From Socialist Review, No. 168, October 1993.
Copyright © Socialist Review.
Copied with thanks from the Socialist Review Archive.
Marked up by Einde O’Callaghan for ETOL.

Although Mark Brown’s and John Parrington’s articles on the gay gene debate (September SR) were excellent, I would like to add a couple of points.

Firstly, Mark left out a vital piece of evidence to explode the myth about the gay gene. If homosexuality was determined exclusively by our genetic makeup, then the proportion of people engaging in homosexual practices in single sex environments (such as prisons and public schools) would be no greater than elsewhere. The very much higher incidence of these practices in such institutions is crucial in destroying the gay gene theory.

But a second point must be made. In the week the British media launched the gay gene debate, the BBC allowed its Radio 4 Any Answers programme to be used as a forum for two kinds of homophobic bigots.

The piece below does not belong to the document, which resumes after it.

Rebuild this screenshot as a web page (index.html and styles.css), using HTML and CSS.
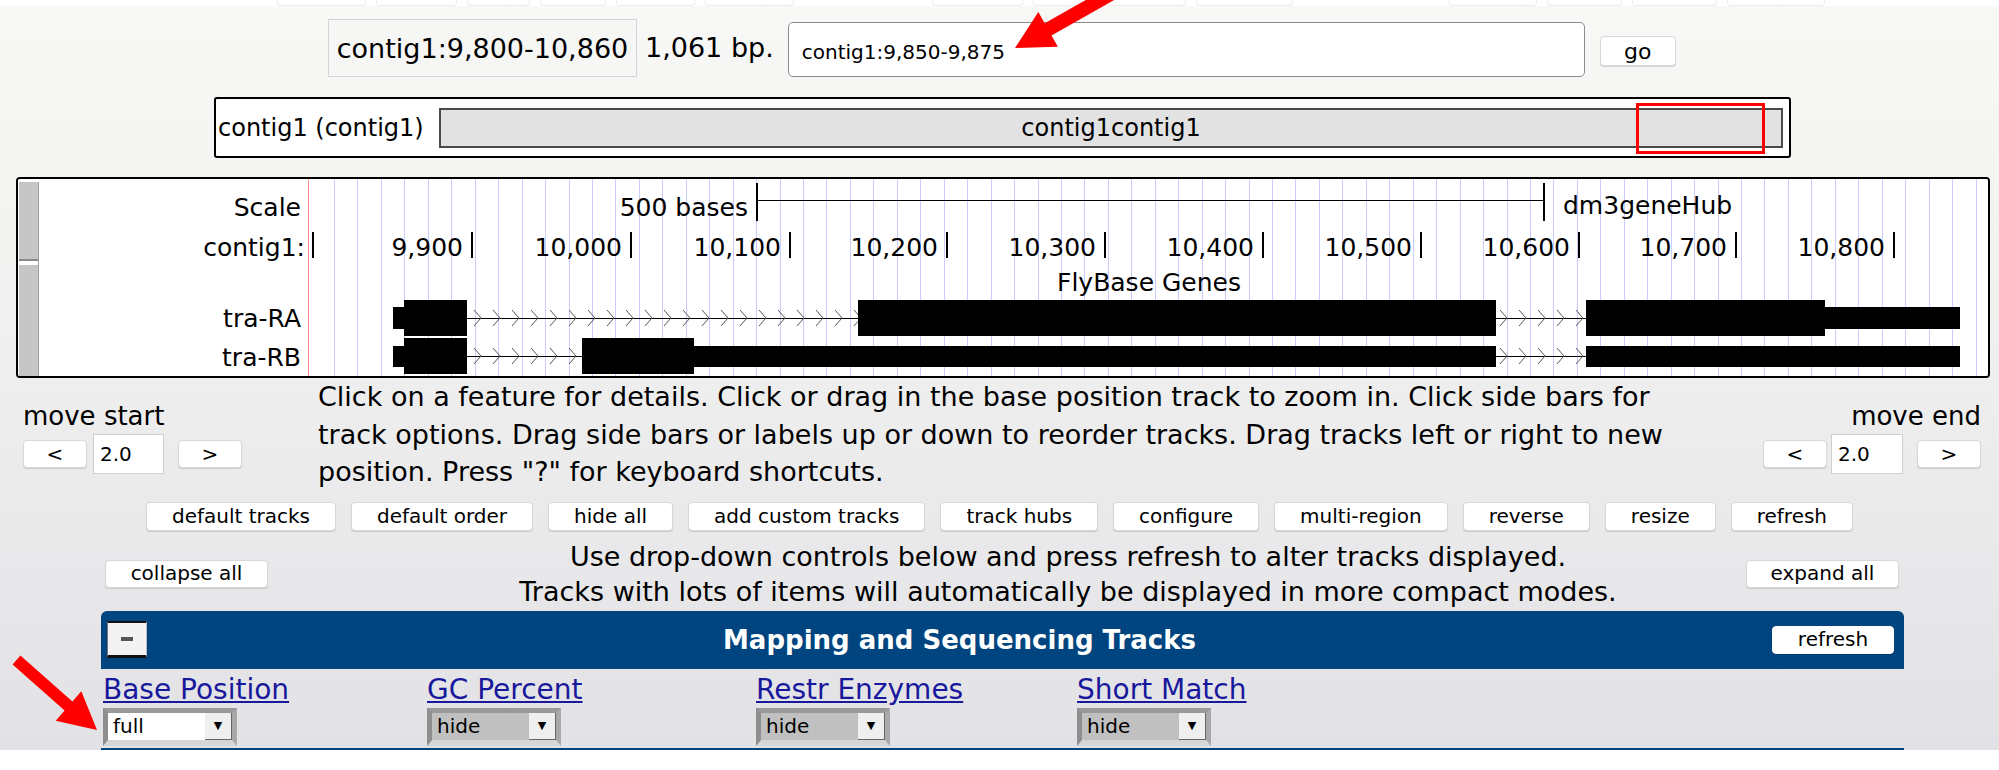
FILE: index.html
```html
<!DOCTYPE html>
<html lang="en">
<head>
<meta charset="utf-8">
<title>Genome Browser</title>
<link rel="stylesheet" href="styles.css">
</head>
<body>
<div class="page">
  <div class="topstrip">
    <span class="ts a"></span><span class="ts b"></span><span class="ts c"></span><span class="ts d"></span><span class="ts e"></span><span class="ts f"></span>
    <span class="ts g gap1"></span><span class="ts h"></span><span class="ts i"></span>
    <span class="ts j gap2"></span><span class="ts k"></span><span class="ts l"></span><span class="ts m"></span>
  </div>

  <div class="posrow">
    <div class="posbox">contig1:9,800-10,860</div>
    <div class="bp">1,061 bp.</div>
    <input class="search" type="text" value="contig1:9,850-9,875">
    <button class="btn go">go</button>
  </div>

  <div class="ideo">
    <span class="ideo-label">contig1 (contig1)</span>
    <div class="ideo-bar">contig1contig1<div class="ideo-sel"></div></div>
  </div>

  <div class="trackimg">
    <svg class="tracksvg" width="1970" height="197" viewBox="18 179 1970 197" xmlns="http://www.w3.org/2000/svg">
      <defs>
        <pattern id="chevA" width="19" height="20" x="467" y="308" patternUnits="userSpaceOnUse">
          <path d="M7 2 L14 10 L7 18" fill="none" stroke="#555" stroke-width="1"/>
        </pattern>
        <pattern id="chevB" width="19" height="20" x="467" y="346" patternUnits="userSpaceOnUse">
          <path d="M7 2 L14 10 L7 18" fill="none" stroke="#555" stroke-width="1"/>
        </pattern>
      </defs>
      <rect x="18" y="179" width="1970" height="197" fill="#fff"/>
      <!-- side bars -->
      <rect x="19" y="182" width="20" height="79" fill="#c6c6c6"/>
      <rect x="19" y="259" width="20" height="2" fill="#8a8a8a"/>
      <rect x="19" y="265" width="20" height="111" fill="#c6c6c6"/>
      <rect x="38" y="182" width="1" height="194" fill="#a0a0a0"/>
      <!-- guide lines -->
      <path stroke="#cbcbff" stroke-width="1" fill="none" d="M334.5 179V376 M357.5 179V376 M381.5 179V376 M404.5 179V376 M428.5 179V376 M451.5 179V376 M475.5 179V376 M498.5 179V376 M522.5 179V376 M545.5 179V376 M569.5 179V376 M592.5 179V376 M615.5 179V376 M639.5 179V376 M662.5 179V376 M686.5 179V376 M709.5 179V376 M733.5 179V376 M756.5 179V376 M780.5 179V376 M803.5 179V376 M826.5 179V376 M850.5 179V376 M873.5 179V376 M897.5 179V376 M920.5 179V376 M944.5 179V376 M967.5 179V376 M991.5 179V376 M1014.5 179V376 M1038.5 179V376 M1061.5 179V376 M1084.5 179V376 M1108.5 179V376 M1131.5 179V376 M1155.5 179V376 M1178.5 179V376 M1202.5 179V376 M1225.5 179V376 M1249.5 179V376 M1272.5 179V376 M1295.5 179V376 M1319.5 179V376 M1342.5 179V376 M1366.5 179V376 M1389.5 179V376 M1413.5 179V376 M1436.5 179V376 M1460.5 179V376 M1483.5 179V376 M1507.5 179V376 M1530.5 179V376 M1553.5 179V376 M1577.5 179V376 M1600.5 179V376 M1624.5 179V376 M1647.5 179V376 M1671.5 179V376 M1694.5 179V376 M1718.5 179V376 M1741.5 179V376 M1764.5 179V376 M1788.5 179V376 M1811.5 179V376 M1835.5 179V376 M1858.5 179V376 M1882.5 179V376 M1905.5 179V376 M1929.5 179V376 M1952.5 179V376 M1976.5 179V376"/>
      <path stroke="#ff8c8c" stroke-width="1" d="M308.5 179V376"/>

      <g font-family="DejaVu Sans, sans-serif" font-size="25" fill="#000">
        <text x="301" y="216" text-anchor="end">Scale</text>
        <text x="748" y="216" text-anchor="end">500 bases</text>
        <text x="1563" y="214">dm3geneHub</text>
        <text x="305" y="256" text-anchor="end">contig1:</text>
        <text x="463" y="256" text-anchor="end">9,900</text>
        <text x="622" y="256" text-anchor="end">10,000</text>
        <text x="781" y="256" text-anchor="end">10,100</text>
        <text x="938" y="256" text-anchor="end">10,200</text>
        <text x="1096" y="256" text-anchor="end">10,300</text>
        <text x="1254" y="256" text-anchor="end">10,400</text>
        <text x="1412" y="256" text-anchor="end">10,500</text>
        <text x="1570" y="256" text-anchor="end">10,600</text>
        <text x="1727" y="256" text-anchor="end">10,700</text>
        <text x="1885" y="256" text-anchor="end">10,800</text>
        <text x="1149" y="291" text-anchor="middle">FlyBase Genes</text>
        <text x="301" y="327" text-anchor="end">tra-RA</text>
        <text x="301" y="366" text-anchor="end">tra-RB</text>
      </g>

      <g stroke="#000" fill="none">
        <path stroke-width="2" d="M757 183V221 M1544 183V221"/>
        <path stroke-width="1" d="M757 200.5H1544"/>
        <path stroke-width="2" d="M313 232V258 M472 232V258 M631 232V258 M790 232V258 M947 232V258 M1105 232V258 M1263 232V258 M1421 232V258 M1579 232V258 M1736 232V258 M1894 232V258"/>
      </g>

      <!-- tra-RA -->
      <path stroke="#000" stroke-width="1" d="M467 318.5H858 M1496 318.5H1586"/>
      <rect x="467" y="308" width="391" height="20" fill="url(#chevA)"/>
      <rect x="1496" y="308" width="90" height="20" fill="url(#chevA)"/>
      <g fill="#000">
        <rect x="393" y="307" width="12" height="22"/>
        <rect x="404" y="300" width="63" height="36"/>
        <rect x="858" y="300" width="638" height="36"/>
        <rect x="1586" y="300" width="239" height="36"/>
        <rect x="1825" y="307" width="135" height="22"/>
      </g>

      <!-- tra-RB -->
      <path stroke="#000" stroke-width="1" d="M467 356.5H582 M1496 356.5H1586"/>
      <rect x="467" y="346" width="115" height="20" fill="url(#chevB)"/>
      <rect x="1496" y="346" width="90" height="20" fill="url(#chevB)"/>
      <g fill="#000">
        <rect x="393" y="346" width="12" height="21"/>
        <rect x="404" y="338" width="63" height="36"/>
        <rect x="582" y="338" width="112" height="36"/>
        <rect x="694" y="346" width="802" height="21"/>
        <rect x="1586" y="346" width="374" height="21"/>
      </g>
    </svg>
  </div>

  <div class="controls">
    <div class="move move-start">
      <div class="move-title">move start</div>
      <div class="move-ctrl">
        <button class="btn arrowbtn">&lt;</button>
        <input class="move-input" type="text" value="2.0">
        <button class="btn arrowbtn">&gt;</button>
      </div>
    </div>
    <p class="help">Click on a feature for details. Click or drag in the base position track to zoom in. Click side bars for<br>track options. Drag side bars or labels up or down to reorder tracks. Drag tracks left or right to new<br>position. Press "?" for keyboard shortcuts.</p>
    <div class="move move-end">
      <div class="move-title">move end</div>
      <div class="move-ctrl end">
        <button class="btn arrowbtn">&lt;</button>
        <input class="move-input" type="text" value="2.0">
        <button class="btn arrowbtn">&gt;</button>
      </div>
    </div>
  </div>

  <div class="btnrow">
    <button class="btn">default tracks</button>
    <button class="btn">default order</button>
    <button class="btn">hide all</button>
    <button class="btn">add custom tracks</button>
    <button class="btn">track hubs</button>
    <button class="btn">configure</button>
    <button class="btn">multi-region</button>
    <button class="btn">reverse</button>
    <button class="btn">resize</button>
    <button class="btn">refresh</button>
  </div>

  <div class="infobar">
    <button class="btn collapse">collapse all</button>
    <div class="info">Use drop-down controls below and press refresh to alter tracks displayed.<br>Tracks with lots of items will automatically be displayed in more compact modes.</div>
    <button class="btn expand">expand all</button>
  </div>

  <div class="group">
    <div class="group-head">
      <div class="minus"><span></span></div>
      <div class="group-title">Mapping and Sequencing Tracks</div>
      <button class="btn group-refresh">refresh</button>
    </div>
    <div class="group-body">
      <div class="track">
        <a class="track-link" href="#">Base Position</a>
        <div class="select full"><span class="val">full</span><span class="arr">&#9660;</span></div>
      </div>
      <div class="track">
        <a class="track-link" href="#">GC Percent</a>
        <div class="select"><span class="val">hide</span><span class="arr">&#9660;</span></div>
      </div>
      <div class="track">
        <a class="track-link" href="#">Restr Enzymes</a>
        <div class="select"><span class="val">hide</span><span class="arr">&#9660;</span></div>
      </div>
      <div class="track">
        <a class="track-link" href="#">Short Match</a>
        <div class="select"><span class="val">hide</span><span class="arr">&#9660;</span></div>
      </div>
    </div>
  </div>

  <svg class="arrows" width="1999" height="770" viewBox="0 0 1999 770" xmlns="http://www.w3.org/2000/svg">
    <polygon fill="#ff0000" points="1015,48 1038.3,11.9 1044.7,23.2 1131.8,-26 1138.6,-13.8 1051.5,35.4 1057.9,46.7"/>
    <polygon fill="#ff0000" points="97,730 81.3,691.3 72.4,701.5 20.4,655.5 12.6,664.5 64.6,710.5 55.7,720.7"/>
  </svg>
</div>
</body>
</html>
```

FILE: styles.css
```css
html, body {
  margin: 0;
  padding: 0;
  background: #ffffff;
}

body {
  font-family: "DejaVu Sans", "Liberation Sans", sans-serif;
  color: #000;
  width: 1999px;
}

.page {
  position: relative;
  height: 750px;
  background: linear-gradient(to bottom, #f8f8f6 0%, #f2f2f1 35%, #e2e2e6 100%);
}

/* faint bottom edge of the toolbar above */
.topstrip {
  height: 6px;
  background: #ffffff;
  display: flex;
  padding-left: 277px;
  gap: 10px;
}
.ts {
  display: block;
  height: 5px;
  border: 1px solid #ececec;
  border-top: none;
  border-radius: 0 0 4px 4px;
}
.ts.a { width: 87px; }
.ts.b { width: 79px; }
.ts.c { width: 61px; }
.ts.d { width: 64px; }
.ts.e { width: 77px; }
.ts.f { width: 87px; }
.ts.g { width: 89px; }
.ts.h { width: 151px; }
.ts.i { width: 95px; }
.ts.j { width: 86px; }
.ts.k { width: 73px; }
.ts.l { width: 83px; }
.ts.m { width: 96px; }
.gap1 { margin-left: 128px; }
.gap2 { margin-left: 146px; }

/* position row */
.posrow {
  display: flex;
  align-items: flex-start;
  padding-left: 328px;
  margin-top: 13px;
}
.posbox {
  box-sizing: border-box;
  width: 309px;
  height: 58px;
  border: 1px solid #d4d4d4;
  background: #f6f6f4;
  font-size: 27px;
  display: flex;
  align-items: center;
  justify-content: center;
}
.bp {
  margin-left: 8px;
  font-size: 27px;
  line-height: 58px;
}
.search {
  box-sizing: border-box;
  margin: 3px 0 0 14px;
  width: 797px;
  height: 55px;
  border: 1px solid #8c8c8c;
  border-radius: 5px;
  background: #fff;
  padding: 4px 0 0 13px;
  font-family: "DejaVu Sans", sans-serif;
  font-size: 20px;
  color: #000;
  outline: none;
}

.btn {
  box-sizing: border-box;
  font-family: "DejaVu Sans", sans-serif;
  font-size: 20px;
  color: #000;
  background: #ffffff;
  border: 1px solid #d8d8d8;
  border-radius: 4px;
  box-shadow: 0 1px 1px rgba(0, 0, 0, 0.14);
  padding: 0 25px;
  height: 29px;
  line-height: 25px;
  white-space: nowrap;
}
.go {
  margin: 17px 0 0 15px;
  width: 76px;
  height: 30px;
  padding: 0;
  font-size: 22px;
}

/* chromosome ideogram */
.ideo {
  box-sizing: border-box;
  margin: 20px 0 0 214px;
  width: 1577px;
  height: 61px;
  border: 2px solid #000;
  border-radius: 3px;
  background: #fff;
  display: flex;
  align-items: center;
  padding-left: 2px;
}
.ideo-label {
  font-size: 24px;
}
.ideo-bar {
  position: relative;
  box-sizing: border-box;
  margin-left: auto;
  margin-right: 6px;
  width: 1344px;
  height: 40px;
  border: 2px solid #4a4a4a;
  background: #e2e2e2;
  font-size: 24px;
  display: flex;
  align-items: center;
  justify-content: center;
}
.ideo-sel {
  position: absolute;
  right: 16px;
  top: -7px;
  width: 129px;
  height: 51px;
  box-sizing: border-box;
  border: 3px solid #ff0000;
}

/* track image */
.trackimg {
  box-sizing: border-box;
  margin: 19px 0 0 16px;
  width: 1974px;
  height: 201px;
  border: 2px solid #000;
  border-radius: 4px;
  background: #fff;
  overflow: hidden;
}
.tracksvg {
  display: block;
}

/* controls */
.controls {
  display: flex;
}
.move {
  box-sizing: border-box;
  padding-top: 23px;
}
.move-start {
  width: 318px;
  padding-left: 23px;
}
.move-end {
  padding-right: 18px;
  text-align: right;
}
.move-title {
  font-size: 26px;
  line-height: 30px;
}
.move-ctrl {
  display: flex;
  align-items: center;
  margin-top: 3px;
}
.move-ctrl.end {
  justify-content: flex-end;
}
.arrowbtn {
  width: 64px;
  height: 28px;
  padding: 0;
}
.move-input {
  box-sizing: border-box;
  width: 71px;
  height: 40px;
  margin: 0 14px 0 6px;
  border: 1px solid #cfcfcf;
  background: #fff;
  padding: 0 0 0 6px;
  font-family: "DejaVu Sans", sans-serif;
  font-size: 20px;
  color: #000;
  outline: none;
}
.move-ctrl.end .move-input {
  width: 72px;
  margin: 0 14px 0 4px;
}
.help {
  margin: 0;
  flex: 1;
  font-size: 27px;
  line-height: 37.5px;
}

.btnrow {
  display: flex;
  justify-content: center;
  gap: 15px;
  margin-top: 11px;
}

.infobar {
  display: flex;
  align-items: center;
  margin-top: 8px;
}
.collapse {
  margin-left: 105px;
  width: 163px;
  height: 28px;
  padding: 0;
}
.expand {
  margin-right: 100px;
  width: 153px;
  height: 28px;
  padding: 0;
}
.info {
  flex: 1;
  text-align: center;
  padding-left: 122px;
  font-size: 27px;
  line-height: 35px;
}

/* track group */
.group {
  margin: 2px 0 0 101px;
  width: 1803px;
}
.group-head {
  height: 58px;
  background: #004580;
  border-radius: 6px 6px 0 0;
  display: flex;
  align-items: center;
}
.minus {
  box-sizing: border-box;
  margin-left: 6px;
  width: 40px;
  height: 37px;
  background: #f3f3f3;
  border-top: 2px solid #111;
  border-bottom: 3px solid #111;
  border-left: 1px solid #777;
  border-right: 1px solid #bbb;
  display: flex;
  align-items: center;
  justify-content: center;
}
.minus span {
  display: block;
  width: 12px;
  height: 4px;
  background: #555;
}
.group-title {
  flex: 1;
  text-align: center;
  color: #ffffff;
  font-weight: bold;
  font-size: 26px;
}
.group-refresh {
  margin-right: 10px;
  width: 122px;
  height: 28px;
  padding: 0;
  border-color: #ffffff;
}
.group-body {
  box-sizing: border-box;
  height: 81px;
  border-bottom: 2px solid #004580;
  display: grid;
  grid-template-columns: 324px 329px 321px 325px;
  padding-left: 2px;
}
.track {
  padding-top: 3px;
}
.track-link {
  display: block;
  width: max-content;
  font-size: 28px;
  line-height: 35px;
  color: #18189c;
  text-decoration: underline;
}
.select {
  box-sizing: border-box;
  margin-top: 1px;
  width: 134px;
  height: 38px;
  display: flex;
  border-style: solid;
  border-width: 5px 5px 6px 5px;
  border-color: #999 #a9a9a9 #d6d6d6 #8e8e8e;
  background: #c0c0c0;
}
.select.full {
  background: #ffffff;
}
.select .val {
  flex: 1;
  font-size: 20px;
  line-height: 27px;
  padding-left: 5px;
}
.select .arr {
  width: 26px;
  background: #efefef;
  border-right: 1px solid #666;
  border-bottom: 1px solid #666;
  font-size: 11px;
  line-height: 26px;
  text-align: center;
}

.arrows {
  position: absolute;
  left: 0;
  top: 0;
  pointer-events: none;
}
```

In one corner stood those who embraced this new ‘scientific’ evidence. They argued that the ‘problem’ of homosexuality can now be solved by screening for the gay gene, and aborting ‘defective’ embryos. In the other corner stood those on the fundamentalist religious right. Being as vehemently anti-abortion as they are anti-gay, they lack any incentive to accept the gay gene theory. No one is born gay, they argue. Homosexual practices are a result of ‘sin’.

Socialists have to address themselves to the fact that the debate is currently being conducted in terms which, if unchallenged, can only benefit one or other kind of the anti-gay bigots.

It is certainly vital that socialists expose the shoddiness of the evidence supplied so far. But we need not rule out the possibility that more plausible evidence for a genetic component to sexual orientation might one day become available. I think Mark is wrong to deny even the possibility that there is a proportion of the population who are exclusively heterosexual and another exclusively homosexual.

There are certainly many workers today who genuinely believe themselves to be 100 percent heterosexual. Some of these will in due course change their minds. Others, however, will not. Socialists have nothing to gain by arguing that homophobic society represses heterosexual workers into denying one side of their sexuality.

Rather than denying outright the possibility of evidence for a genetic component to sexual orientation, it would be better for socialists to assert the complete irrelevance of such evidence.

Our task surely is not to deny that our genetic makeup might play some minor part in determining which of us engage in homosexual activities. Our task is to explain to workers that homophobia is used, as are racism and sexism, as a means of dividing workers.